Anarchist ElephantThe New Yorker ran a piece yesterday chronicling the “Anarchists of the House,” a profile of the hardcore conservative House Republicans who drop bombs into the wheels of government.  The article is (not surprisingly) very unfavorable, arguing that the congressional Right’s ideological extremism has created “an inscrutable void of paranoia and formless rage… twisting the Republican Party into a band of anarchists.”  The latest right-wing innovations include withholding support from any Obama initiative, including those based on Republican principles (like Obamacare); procedural sabotage, like refusing to appoint NRLB commissioners or “block[ing] the appointment of the head of the Consumer Financial Protection Bureau for three years”; and hostage-taking around the once routine vote to pay the country’s creditors, where Republicans “extract[ed] over a trillion dollars in spending cuts” from Obama.  The results have been fiscal austerity, the emasculation of many regulatory agencies, an historic slowdown in the passage of legislation, defeat of new gun control measures, the downing of a bipartisan immigration bill and lags in the implementation of the Affordable Care Act.
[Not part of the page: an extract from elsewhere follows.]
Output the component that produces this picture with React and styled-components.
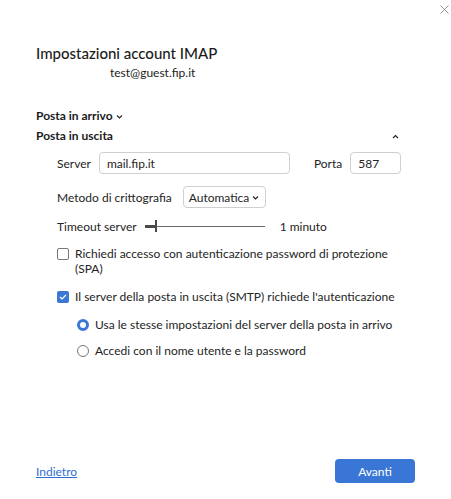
import React from "react";
import styled, { createGlobalStyle } from "styled-components";

const Global = createGlobalStyle`
  html, body { margin: 0; padding: 0; background: #fff; }
  body { font-family: Lato, "Noto Sans", sans-serif; color: #1f1f1f; }
`;

const Page = styled.div`
  position: relative;
  width: 451px;
  height: 499px;
  box-sizing: border-box;
  padding: 42px 36px 0 36px;
  display: flex;
  flex-direction: column;
`;

const Close = styled.button`
  position: absolute;
  top: 3px;
  right: 1px;
  width: 12px;
  height: 12px;
  padding: 0;
  border: none;
  background: none;
  display: flex;
  align-items: center;
  justify-content: center;
`;

const Title = styled.h1`
  margin: 0;
  font-size: 15px;
  font-weight: 500;
  line-height: 22px;
  color: #1b1b1b;
`;

const Email = styled.div`
  margin: 0 0 0 74px;
  font-size: 12px;
  line-height: 18px;
  color: #222;
`;

const Section = styled.div`
  display: flex;
  align-items: center;
  font-size: 12px;
  font-weight: 700;
  line-height: 20px;
  color: #1b1b1b;
  margin-top: ${(p) => p.$mt || 0}px;
  justify-content: ${(p) => (p.$spread ? "space-between" : "flex-start")};
  padding-right: ${(p) => (p.$spread ? 16 : 0)}px;
`;

const Body = styled.div`
  padding-left: 21px;
  display: flex;
  flex-direction: column;
`;

const Row = styled.div`
  display: flex;
  align-items: center;
  font-size: 12px;
  color: #242424;
  height: ${(p) => p.$h || 22}px;
  margin-top: ${(p) => p.$mt || 0}px;
`;

const Label = styled.span`
  margin-right: ${(p) => p.$mr || 8}px;
  white-space: nowrap;
`;

const Field = styled.div`
  box-sizing: border-box;
  height: 22px;
  width: ${(p) => p.$w}px;
  border: 1px solid #cfcfcf;
  border-radius: 4px;
  padding: 0 7px;
  display: flex;
  align-items: center;
  font-size: 12px;
  color: #242424;
  margin-right: ${(p) => p.$mr || 0}px;
`;

const Select = styled(Field)`
  justify-content: space-between;
  padding: 0 7px 0 5px;
  font-size: 12px;
`;

const Slider = styled.div`
  position: relative;
  width: 120px;
  height: 12px;
  margin: 0 15px 0 0;
  display: flex;
  align-items: center;
`;

const Track = styled.div`
  flex: 1;
  height: 1px;
  background: #6b6b6b;
`;

const TrackFill = styled.div`
  position: absolute;
  left: 0;
  top: 5px;
  width: 12px;
  height: 3px;
  background: #4a4a4a;
`;

const Thumb = styled.div`
  position: absolute;
  left: 10px;
  top: 0;
  width: 2px;
  height: 12px;
  background: #4a4a4a;
`;

const Check = styled.div`
  box-sizing: border-box;
  width: 12px;
  height: 12px;
  flex: none;
  border-radius: 2px;
  border: ${(p) => (p.$on ? "none" : "1px solid #777")};
  background: ${(p) => (p.$on ? "#3b78d6" : "#fff")};
  display: flex;
  align-items: center;
  justify-content: center;
  margin-right: 6px;
`;

const CheckRow = styled.div`
  display: flex;
  align-items: flex-start;
  font-size: 12px;
  line-height: 15px;
  color: #242424;
  margin-top: ${(p) => p.$mt || 0}px;
  padding-left: ${(p) => p.$indent || 0}px;
`;

const BoxWrap = styled.div`
  height: 15px;
  display: flex;
  align-items: center;
`;

const Radio = styled.div`
  box-sizing: border-box;
  width: 12px;
  height: 12px;
  flex: none;
  border-radius: 50%;
  border: ${(p) => (p.$on ? "3px solid #3b78d6" : "1px solid #777")};
  margin-right: 6px;
`;

const Spacer = styled.div`
  flex: 1;
`;

const Footer = styled.div`
  display: flex;
  align-items: center;
  justify-content: space-between;
  height: 24px;
  margin-bottom: 16px;
`;

const Link = styled.a`
  font-size: 12px;
  color: #2f6fd1;
  text-decoration: underline;
  cursor: pointer;
`;

const Primary = styled.button`
  width: 80px;
  height: 24px;
  border: none;
  border-radius: 4px;
  background: #3a76d6;
  color: #fff;
  font-family: inherit;
  font-size: 12px;
  padding: 0;
`;

const Chev = ({ up }) => (
  <svg width="7" height="5" viewBox="0 0 7 5" style={{ marginLeft: 3, flex: "none" }}>
    <path
      d={up ? "M1 4 L3.5 1.5 L6 4" : "M1 1.5 L3.5 4 L6 1.5"}
      fill="none"
      stroke="#222"
      strokeWidth="1.1"
    />
  </svg>
);

export default function App() {
  return (
    <>
      <Global />
      <Page>
        <Close aria-label="Chiudi">
          <svg width="9" height="9" viewBox="0 0 9 9">
            <path d="M0.5 0.5 L8.5 8.5 M8.5 0.5 L0.5 8.5" stroke="#8a8a8a" strokeWidth="0.9" />
          </svg>
        </Close>
        <Title>Impostazioni account IMAP</Title>
        <Email>test@guest.fip.it</Email>
        <Section $mt={24}>
          Posta in arrivo
          <Chev />
        </Section>
        <Section $spread>
          Posta in uscita
          <Chev up />
        </Section>
        <Body>
          <Row $mt={6}>
            <Label>Server</Label>
            <Field $w={191} $mr={24}>mail.fip.it</Field>
            <Label>Porta</Label>
            <Field $w={51}>587</Field>
          </Row>
          <Row $mt={12}>
            <Label $mr={11}>Metodo di crittografia</Label>
            <Select $w={83}>
              Automatica
              <Chev />
            </Select>
          </Row>
          <Row $mt={7} $h={22}>
            <Label $mr={8}>Timeout server</Label>
            <Slider>
              <Track />
              <TrackFill />
              <Thumb />
            </Slider>
            <span>1 minuto</span>
          </Row>
          <CheckRow $mt={9}>
            <BoxWrap>
              <Check />
            </BoxWrap>
            <span>
              Richiedi accesso con autenticazione password di protezione
              <br />
              (SPA)
            </span>
          </CheckRow>
          <CheckRow $mt={13}>
            <BoxWrap>
              <Check $on>
                <svg width="8" height="6" viewBox="0 0 8 6">
                  <path d="M1 3 L3 5 L7 1" fill="none" stroke="#fff" strokeWidth="1.2" />
                </svg>
              </Check>
            </BoxWrap>
            <span>Il server della posta in uscita (SMTP) richiede l'autenticazione</span>
          </CheckRow>
          <CheckRow $mt={13} $indent={20}>
            <BoxWrap>
              <Radio $on />
            </BoxWrap>
            <span>Usa le stesse impostazioni del server della posta in arrivo</span>
          </CheckRow>
          <CheckRow $mt={11} $indent={20}>
            <BoxWrap>
              <Radio />
            </BoxWrap>
            <span>Accedi con il nome utente e la password</span>
          </CheckRow>
        </Body>
        <Spacer />
        <Footer>
          <Link>Indietro</Link>
          <Primary>Avanti</Primary>
        </Footer>
      </Page>
    </>
  );
}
Is Anarchy the new Birchism?

Has this strategy been successful?  The New Yorker argues that “the rational way to view these events is that Republicans have marginalized themselves.”  But is this really true?  I would argue that on issue after issue, Republicans have punched well above their weight in the face of a sometimes overwhelming Democratic majority.  Ever since the brief period of pseudo-bipartisan accord ended in mid-2009, the Right has been able to limit or cut discretionary spending (debt ceiling concessions, sequester), incapacitate or slow key regulatory agencies (CFPB, NLRB, DOL), kill any public option and delay Obamacare and generally cripple the Federal government’s ability to create new programs and laws.  All of these achievements are central objectives of the anti-government Right, and all have been accomplished while Democrats control the presidency and one or both houses of Congress.  This is in addition to the Republican wave at the state level passing all kinds of crazy socially conservative and anti-worker shit now that they control 27 legislatures and 30 governorships.  And the machinations of the most pro-elite Supreme Court since the 1930’s.  Obstructionist Republicans have suffered few setbacks at the polls, and are actually predicted by many to take back the Senate while retaining the House in 2014.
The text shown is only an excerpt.